Arrays are used to allocate strings. All strings share the incomplete array type (array char):

> (c-value '(array char) [#\h #\e #\l #\l #\o])
"hello"

> (sizeof that)
5

sizeof reveals that the size is known even though it is not reflected in the type (as is always the case with incomplete array types).

Since femtoLisp tracks the sizes of all values, there is no need for NUL terminators. Strings are just arrays of bytes, and may contain zero bytes throughout. However, C functions require zero-terminated strings. To solve this problem, femtoLisp allocates magic strings that actually have space for one more byte than they appear to. The hidden extra byte is always zero.

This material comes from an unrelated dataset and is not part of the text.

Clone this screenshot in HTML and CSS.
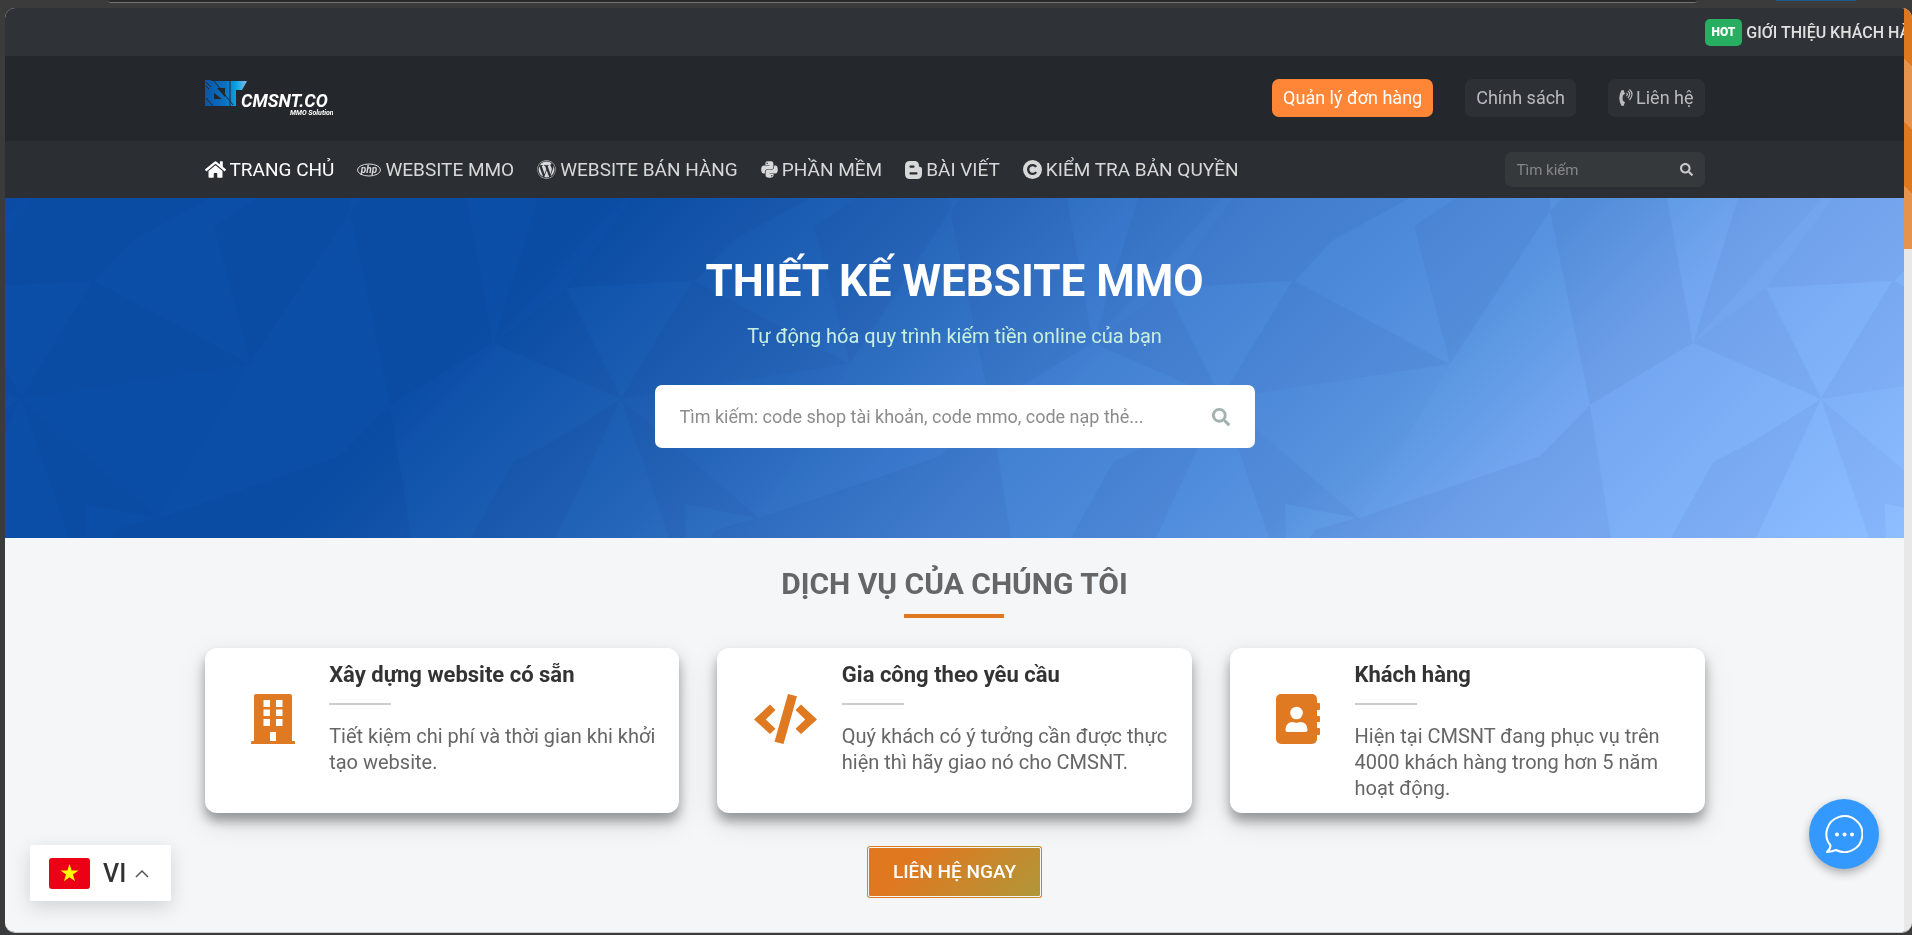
FILE: index.html
```html
<!DOCTYPE html>
<html lang="vi">

<head>
  <meta charset="UTF-8">
  <meta name="viewport" content="width=device-width, initial-scale=1.0">
  <title>CMSNT.CO - Thiết kế website MMO</title>
  <link rel="stylesheet" href="styles.css">
</head>

<body>
<svg class="sprite" aria-hidden="true">
  <symbol id="search" viewBox="0 0 512 512"><path d="M505 442.7L405.3 343c-4.5-4.5-10.6-7-17-7H372c27.6-35.3 44-79.7 44-128C416 93.1 322.9 0 208 0S0 93.1 0 208s93.1 208 208 208c48.3 0 92.7-16.4 128-44v16.3c0 6.4 2.5 12.5 7 17l99.7 99.7c9.4 9.4 24.6 9.4 33.9 0l28.3-28.3c9.4-9.4 9.4-24.6.1-34zM208 336c-70.7 0-128-57.2-128-128 0-70.7 57.2-128 128-128 70.7 0 128 57.2 128 128 0 70.7-57.2 128-128 128z"/></symbol>
</svg>

<div class="window">
  <div class="window-top">
    <div class="address"></div>
    <div class="tab-mark"></div>
  </div>

  <div class="viewport">
    <div class="page">
      <header>
        <div class="notice">
          <span class="hot">HOT</span>
          <span>GIỚI THIỆU KHÁCH HÀNG</span>
        </div>

        <div class="header-main">
          <div class="container">
            <a class="logo" href="#" aria-label="CMSNT.CO">
              <svg width="128" height="36" viewBox="0 0 128 36">
                <defs>
                  <linearGradient id="logo-blue">
                    <stop offset="0" stop-color="#0a55a5"/>
                    <stop offset=".5" stop-color="#0b72c4"/>
                    <stop offset=".75" stop-color="#08a5e4"/>
                    <stop offset="1" stop-color="#8bbcf0"/>
                  </linearGradient>
                </defs>
                <path fill="url(#logo-blue)" d="M0 0h5l2 1h35l-5 9h-6v16H0zM9 13v6h8zM12 8h8v9z" fill-rule="evenodd"/>
                <path d="M1 2l5 5M25 1v25M9 1l19 24M1 18l7 8M1 6l3 3" stroke="#24272c" stroke-width="1"/>
                <text x="36" y="27" class="logo-name">CMSNT.CO</text>
                <text x="85" y="35" class="logo-sub">MMO Solution</text>
              </svg>
            </a>
            <div class="header-links">
              <a class="pill pill-primary" href="#">Quản lý đơn hàng</a>
              <a class="pill" href="#">Chính sách</a>
              <a class="pill" href="#">
                <svg width="14" height="18" viewBox="0 0 14 18" fill="none" stroke="currentColor">
                  <path fill="currentColor" stroke="none" d="M4.500 1L6 4.800l-2 1.400q-.8 2.800 0 5.600l2 1.400L4.500 17l-2-.2Q-2 9 2.500 1.200z"/>
                  <path stroke-width="1.200" d="M7.500 4q1.600 1.300 0 3M9 2q3.300 3 0 7M10.500.5q5 4.500 0 10.500"/>
                </svg>
                Liên hệ
              </a>
            </div>
          </div>
        </div>

        <div class="header-nav">
          <div class="container">
            <nav>
              <a class="active" href="#">
                <svg width="21" height="19" viewBox="0 0 576 512"><path d="M280.370 148.260L96 300.110V464a16 16 0 0 0 16 16l112.060-.29a16 16 0 0 0 15.920-16V368a16 16 0 0 1 16-16h64a16 16 0 0 1 16 16v95.640a16 16 0 0 0 16 16.050L464 480a16 16 0 0 0 16-16V300L295.670 148.260a12.190 12.190 0 0 0-15.300 0zM571.600 251.470L488 182.560V44.050a12 12 0 0 0-12-12h-56a12 12 0 0 0-12 12v72.610L318.470 43a48 48 0 0 0-61 0L4.340 251.470a12 12 0 0 0-1.600 16.900l25.500 31A12 12 0 0 0 45.150 301l235.220-193.740a12.190 12.190 0 0 1 15.300 0L530.900 301a12 12 0 0 0 16.900-1.600l25.500-31a12 12 0 0 0-1.700-16.930z"/></svg>
                TRANG CHỦ
              </a>
              <a href="#">
                <svg width="24" height="18" viewBox="0 0 24 18"><ellipse cx="12" cy="9" rx="11.500" ry="6" fill="none" stroke="currentColor"/><text x="12" y="12" class="php">php</text></svg>
                WEBSITE MMO
              </a>
              <a href="#">
                <svg width="19" height="19" viewBox="0 0 512 512"><path d="M61.700 169.400l101.500 278C92.200 413 43.300 340.200 43.300 256c0-30.900 6.600-60.100 18.400-86.600zm337.900 75.900c0-26.300-9.400-44.500-17.500-58.700-10.800-17.500-20.900-32.400-20.900-49.900 0-19.600 14.800-37.800 35.700-37.800.9 0 1.800.1 2.800.2-37.900-34.700-88.300-55.900-143.700-55.900-74.300 0-139.700 38.100-177.800 95.900 5 .2 9.700.3 13.700.3 22.200 0 56.700-2.700 56.700-2.700 11.500-.7 12.800 16.200 1.400 17.500 0 0-11.500 1.300-24.300 2l77.500 230.400L249.800 247l-33.100-90.800c-11.500-.7-22.300-2-22.300-2-11.500-.7-10.100-18.200 1.300-17.500 0 0 35.100 2.700 56 2.700 22.200 0 56.700-2.700 56.700-2.700 11.500-.7 12.800 16.200 1.400 17.500 0 0-11.500 1.300-24.300 2l76.900 228.700 21.200-70.900c9-29.400 16-50.500 16-68.700zm-139.900 29.300l-63.800 185.500c19.100 5.600 39.200 8.700 60.100 8.700 24.800 0 48.500-4.300 70.600-12.100-.6-.9-1.100-1.900-1.500-2.900l-65.400-179.200zm183-120.700c.9 6.800 1.400 14 1.400 21.900 0 21.600-4 45.800-16.200 76.200l-65 187.900C426.200 403 468.700 334.500 468.700 256c0-37-9.400-71.800-26-102.100zM504 256c0 136.800-111.300 248-248 248C119.200 504 8 392.700 8 256 8 119.200 119.200 8 256 8c136.700 0 248 111.200 248 248zm-11.400 0c0-130.500-106.200-236.600-236.600-236.600C125.500 19.400 19.400 125.500 19.400 256S125.600 492.600 256 492.600c130.500 0 236.600-106.100 236.600-236.600z"/></svg>
                WEBSITE BÁN HÀNG
              </a>
              <a href="#">
                <svg width="17" height="19" viewBox="0 0 448 512"><path d="M439.800 200.500c-7.700-30.900-22.300-54.200-53.400-54.200h-40.100v47.400c0 36.800-31.200 67.800-66.800 67.800H172.700c-29.200 0-53.400 25-53.400 54.300v101.800c0 29 25.200 46 53.400 54.300 33.800 9.900 66.300 11.700 106.800 0 26.900-7.800 53.400-23.500 53.400-54.300v-40.700H226.200v-13.600h160.200c31.100 0 42.600-21.700 53.400-54.200 11.200-33.500 10.700-65.700 0-108.600zM286.200 404c11.100 0 20.100 9.100 20.100 20.300 0 11.300-9 20.400-20.100 20.400-11 0-20.100-9.200-20.100-20.400.1-11.300 9.100-20.300 20.100-20.300zM167.800 248.100h106.800c29.700 0 53.400-24.500 53.400-54.300V91.900c0-29-24.400-50.700-53.400-55.600-35.800-5.900-74.700-5.600-106.800.1-45.200 8-53.400 24.700-53.400 55.600v40.700h106.900v13.600h-147c-31.100 0-58.300 18.700-66.800 54.200-9.800 40.700-10.200 66.100 0 108.600 7.600 31.600 25.700 54.200 56.800 54.200H101v-48.800c0-35.300 30.500-66.400 66.800-66.400zm-6.700-142.600c-11.100 0-20.100-9.100-20.100-20.300.1-11.300 9-20.400 20.100-20.400 11 0 20.100 9.200 20.100 20.400s-9 20.300-20.100 20.300z"/></svg>
                PHẦN MỀM
              </a>
              <a href="#">
                <svg width="17" height="18" viewBox="0 0 17 18"><path fill-rule="evenodd" d="M5 0h4.500C13 0 14 2.500 14 5c0 1.500 3 .5 3 2.500V13q0 5-5 5H5q-5 0-5-5V5q0-5 5-5zm0 4.500q-1.300 1.100 0 2.300h4q1.300-1.200 0-2.300zm0 6.700q-1.300 1.200 0 2.300h7q1.300-1.100 0-2.300z"/></svg>
                BÀI VIẾT
              </a>
              <a href="#">
                <svg width="19" height="19" viewBox="0 0 18 18"><circle cx="9" cy="9" r="9"/><path d="M12.500 11.500a4.200 4.200 0 1 1 0-5" fill="none" stroke="#2b2e33" stroke-width="2.200"/></svg>
                KIỂM TRA BẢN QUYỀN
              </a>
            </nav>
            <form class="nav-search">
              <input type="text" placeholder="Tìm kiếm" aria-label="Tìm kiếm">
              <button type="button" aria-label="Tìm"><svg width="13" height="13"><use href="#search"/></svg></button>
            </form>
          </div>
        </div>
      </header>

      <section class="hero">
        <svg class="hero-pattern" width="100%" height="100%" aria-hidden="true">
          <defs>
            <pattern id="facets" width="600" height="340" patternUnits="userSpaceOnUse">
              <g fill="#0b0b07">
                <path d="M205 0h46l-42 28 36 138L90 83l37-40z"/>
                <path d="M345 13l40 194-50 51-181 62 91-154z"/>
                <path d="M345 13V0h12z"/>
                <path d="M-39 90l126-7-71 117z"/>
                <path d="M561 90l126-7-71 117z"/>
                <path d="M462 0h71l-45 145z"/>
                <path d="M488 145l-103 62 21 133h60l42-76 37-19 71-44z"/>
                <path d="M-112 145l128 56-71 44z"/>
                <path d="M16 201l-65 139H64z"/>
                <path d="M616 201l-65 139h113z"/>
                <path d="M80 306l71 14-41 12-5 8H81z"/>
                <path opacity=".7" d="M16 201l229-35-91 154z"/>
                <path opacity=".5" d="M488 145L618 0h10l-67 90zM-112 145L18 0h10l-67 90z"/>
              </g>
            </pattern>
          </defs>
          <rect width="100%" height="100%" fill="url(#facets)"/>
        </svg>
        <div class="hero-content">
          <h1>THIẾT KẾ WEBSITE MMO</h1>
          <p>Tự động hóa quy trình kiếm tiền online của bạn</p>
          <form class="hero-search">
            <input type="text" placeholder="Tìm kiếm: code shop tài khoản, code mmo, code nạp thẻ..." aria-label="Tìm kiếm sản phẩm">
            <button type="button" aria-label="Tìm"><svg width="18" height="18"><use href="#search"/></svg></button>
          </form>
        </div>
      </section>

      <section class="services">
        <h2>DỊCH VỤ CỦA CHÚNG TÔI</h2>
        <div class="container cards">
          <div class="card">
            <div class="card-icon">
              <svg width="44" height="50" viewBox="0 0 44 50"><path fill-rule="evenodd" d="M5 0h34q2 0 2 2v45h2q1 0 1 1v2H0v-2q0-1 1-1h2V2q0-2 2-2zm7.500 6v7H19V6zm12.500 0v7h6.500V6zM12.500 15.500V22H19v-6.500zm12.500 0V22h6.500v-6.500zM12.500 25v7H19v-7zM25 25v7h6.500v-7zm-6 13v9h6v-9z"/></svg>
            </div>
            <div class="card-text">
              <h3>Xây dựng website có sẵn</h3>
              <p>Tiết kiệm chi phí và thời gian khi khởi tạo website.</p>
            </div>
          </div>
          <div class="card">
            <div class="card-icon">
              <svg width="63" height="50" viewBox="0 0 63 50"><path d="M34 0l9 2.200L29.500 50l-9-2.200zM16 10.500l5.500 5.500-9.700 9.500 9.700 9.200L16 40 0 25.500zM47 10.500l16 15L47 40l-5.500-5.300 9.700-9.200-9.700-9.500z"/></svg>
            </div>
            <div class="card-text">
              <h3>Gia công theo yêu cầu</h3>
              <p>Quý khách có ý tưởng cần được thực hiện thì hãy giao nó cho CMSNT.</p>
            </div>
          </div>
          <div class="card">
            <div class="card-icon">
              <svg width="44" height="50" viewBox="0 0 44 50"><rect width="41" height="50" rx="5"/><path d="M40 9h3q1 0 1 1v5q0 1-1 1h-3zM40 22h3q1 0 1 1v4q0 1-1 1h-3zM40 34h3q1 0 1 1v5q0 1-1 1h-3z"/><circle cx="20.500" cy="19" r="6.300" fill="#fff"/><path fill="#fff" d="M9.500 36c0-5 3-8 7-8q4 1.500 8 0c4 0 7 3 7 8q0 2-2 2h-18q-2 0-2-2z"/></svg>
            </div>
            <div class="card-text">
              <h3>Khách hàng</h3>
              <p>Hiện tại CMSNT đang phục vụ trên 4000 khách hàng trong hơn 5 năm hoạt động.</p>
            </div>
          </div>
        </div>
        <a class="contact-now" href="#">LIÊN HỆ NGAY</a>
      </section>
    </div>
    <div class="scrollbar"><div class="thumb"></div></div>
  </div>
</div>

<button class="lang" type="button">
  <svg width="41" height="31" viewBox="0 0 41 31"><rect width="41" height="31" rx="3" fill="#ec0015"/><path fill="#ff0" d="M20.500 6l2.100 6.600h6.900l-5.600 4 2.200 6.700-5.600-4.100-5.600 4.100 2.200-6.700-5.600-4h6.900z"/></svg>
  <span>VI</span>
  <svg width="14" height="9" viewBox="0 0 14 9" fill="none" stroke="#555" stroke-width="1.500"><path d="M1 8l6-6 6 6"/></svg>
</button>

<button class="chat" type="button" aria-label="Chat">
  <svg width="38" height="38" viewBox="0 0 38 38" fill="none" stroke="#fff" stroke-width="2" stroke-linejoin="round"><path d="M5.500 30.500A18 18 0 1 1 11 35q-3.500 1.500-9 2 3.500-3 3.500-6.500z"/><g fill="#fff" stroke="none"><circle cx="12" cy="19.500" r="2"/><circle cx="19.500" cy="19.500" r="2"/><circle cx="27" cy="19.500" r="2"/></g></svg>
</button>
</body>
</html>
```
FILE: styles.css
```css
* {
  box-sizing: border-box;
}
body {
  margin: 0;
  font-family: Roboto, sans-serif;
  background-color: #3b3b3b;
}
h1, h2, h3, p {
  margin: 0;
}
a {
  text-decoration: none;
}
svg {
  flex-shrink: 0;
}
svg:not([fill]) {
  fill: currentColor;
}
input, button {
  font-family: inherit;
  border: 0;
  padding: 0;
  background: none;
}
input {
  flex: 1;
  min-width: 0;
  outline: 0;
}
.sprite {
  display: none;
}

/* browser frame */
.window {
  display: flex;
  flex-direction: column;
  min-height: 100vh;
  padding: 0 0 4px 5px;
}
.window-top {
  display: flex;
  height: 8px;
  padding: 0 56px 0 103px;
}
.address {
  flex: 1;
  height: 3px;
  margin-right: 79px;
  background: #292929;
  border-bottom: 1px solid #757575;
  border-radius: 0 0 8px 8px;
}
.tab-mark {
  width: 80px;
  height: 1px;
  background: #1f5a8c;
}
.viewport {
  display: flex;
  flex: 1;
  border-radius: 10px;
  overflow: hidden;
  border-bottom: 1px solid #ccc;
}
.page {
  display: flex;
  flex-direction: column;
  flex: 1;
  min-width: 0;
  background: #f4f6f8;
}
.scrollbar {
  width: 8px;
  background: #e8e8e8;
}
.thumb {
  height: 241px;
  background: repeating-linear-gradient(45deg, #e6944d 0, #e6944d 45px, #de781f 45px, #de781f 90px);
}
.container {
  display: flex;
  align-items: center;
  justify-content: space-between;
  width: 100%;
  max-width: 1500px;
  margin: 0 auto;
}

/* header */
.notice {
  display: flex;
  align-items: center;
  gap: 4px;
  height: 48px;
  padding-left: calc(50% + 750px);
  overflow: hidden;
  white-space: nowrap;
  font-size: 16px;
  font-weight: 500;
  color: #e0e0e0;
  background: #2f3236;
}
.hot {
  padding: 0 7px;
  line-height: 27px;
  font-size: 12px;
  font-weight: 900;
  color: #fff;
  background: #27ae60;
  border-radius: 5px;
}
.header-main {
  padding: 23px 0 24px;
  background: #24272c;
}
.logo {
  display: flex;
}
.logo-name {
  font: italic bold 18px Roboto, sans-serif;
  fill: #fff;
}
.logo-sub {
  font: italic bold 7px Roboto, sans-serif;
  fill: #fff;
}
.header-links {
  display: flex;
  gap: 32px;
}
.pill {
  display: flex;
  align-items: center;
  gap: 3px;
  padding: 0 11px;
  line-height: 38px;
  font-size: 18px;
  color: #b8babc;
  background: #2d3035;
  border-radius: 7px;
}
.pill-primary {
  color: #fff;
  background: #ff8637;
}
.header-nav {
  padding: 11px 0;
  background: #2b2e33;
}
nav {
  display: flex;
  gap: 23px;
}
nav a {
  display: flex;
  align-items: center;
  gap: 4px;
  font-size: 19px;
  color: #d8d8d8;
}
nav .active {
  color: #fff;
}
.php {
  font: italic bold 10px Roboto, sans-serif;
  text-anchor: middle;
}
.nav-search {
  display: flex;
  align-items: center;
  width: 200px;
  height: 35px;
  padding: 0 12px;
  color: #c8c8c8;
  background: #36393c;
  border-radius: 7px;
}
.nav-search input {
  font-size: 15px;
  color: #fff;
}
.nav-search input::placeholder {
  color: #85878a;
}
.nav-search button,
.hero-search button {
  display: flex;
  color: inherit;
}

/* hero */
.hero {
  position: relative;
  height: 340px;
  background: linear-gradient(135deg, #0a4ba3 27%, #2361b4 42%, #3f7acc 56%, #538dda 71%, #6c9ee8 79%, #88b6fb 100%);
}
.hero-pattern {
  position: absolute;
  top: 0;
  left: 0;
  mix-blend-mode: color-dodge;
}
.hero-content {
  position: relative;
  display: flex;
  flex-direction: column;
  align-items: center;
  padding-top: 53px;
}
h1 {
  line-height: 60px;
  font-size: 44px;
  font-weight: 700;
  color: #fff;
}
.hero-content p {
  margin: 12px 0 35px;
  line-height: 27px;
  font-size: 20px;
  color: #c8f0dc;
}
.hero-search {
  display: flex;
  align-items: center;
  width: 600px;
  height: 63px;
  padding: 0 25px;
  color: #a3b1b1;
  background: #fff;
  border-radius: 7px;
}
.hero-search input {
  font-size: 18px;
  color: #333;
}
.hero-search input::placeholder {
  color: #8c8c8c;
}

/* services */
.services {
  display: flex;
  flex-direction: column;
  align-items: center;
  flex: 1;
  padding: 26px 0 33px;
}
h2 {
  line-height: 40px;
  font-size: 30px;
  font-weight: 700;
  color: #666;
}
h2::after {
  content: "";
  display: block;
  width: 100px;
  height: 4px;
  margin: 10px auto 30px;
  background: #e07820;
}
.cards {
  gap: 38px;
}
.card {
  display: flex;
  flex: 1;
  height: 165px;
  padding: 12px;
  background: #fff;
  border-radius: 12px;
  box-shadow: 0 8px 12px rgba(0, 0, 0, 0.35), 0 10px 30px rgba(0, 0, 0, 0.1);
}
.card-icon {
  display: flex;
  align-items: center;
  justify-content: center;
  width: 25%;
  padding-bottom: 24px;
  color: #e07a22;
}
.card-text {
  flex: 1;
}
h3 {
  line-height: 30px;
  font-size: 22px;
  font-weight: 700;
  color: #333;
}
h3::after {
  content: "";
  display: block;
  width: 62px;
  height: 2px;
  margin: 13px 0 18px;
  background: #ccc;
}
.card-text p {
  line-height: 26px;
  font-size: 20px;
  color: #666;
}
.contact-now {
  margin-top: 32px;
  padding: 0 24px;
  line-height: 48px;
  font-size: 19px;
  font-weight: 500;
  color: #fff;
  background: linear-gradient(135deg, #e07820 25%, #b09738);
  border: 3px double #f4f6f8;
  border-radius: 4px;
}

/* floating controls */
.lang {
  position: fixed;
  left: 30px;
  bottom: 34px;
  display: flex;
  align-items: center;
  width: 141px;
  height: 56px;
  padding-left: 19px;
  font-size: 25px;
  font-weight: 500;
  color: #333;
  background: #fff;
  border-radius: 2px;
  box-shadow: 0 6px 20px rgba(0, 0, 0, 0.15);
}
.lang span {
  margin: 0 9px 0 13px;
}
.chat {
  position: fixed;
  right: 33px;
  bottom: 66px;
  display: flex;
  align-items: center;
  justify-content: center;
  width: 70px;
  height: 70px;
  background: #3399ff;
  border-radius: 50%;
  box-shadow: 0 4px 10px rgba(0, 0, 0, 0.3);
}
```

This guarantees that a C function operating on the string will never overrun its allocated space.

Such magic strings are produced by double-quoted string literals, and by any explicit string-constructing function (such as string).

Unfortunately you still need to be careful, because it is possible to allocate a non-magic character array with no terminator. The "hello" string above is an example of this, since it was constructed from an explicit vector of characters. Such an array would cause problems if passed to a function expecting a C string.

deref

8.5. Access

cref,cset,byteref,byteset,ccopy

8.6. Memory management concerns

autorelease

8.7. Guest functions

Functions written in C but designed to operate on Lisp values are known here as "guest functions". Although they are foreign, they live in Lisp's house and so live by its rules. Guest functions are what you use to write interpreter extensions, for example to implement a function like assoc in C for performance.

Guest functions must have a particular signature:

value_t func(value_t *args, uint32_t nargs);

Guest functions must also be aware of the femtoLisp API and garbage collector.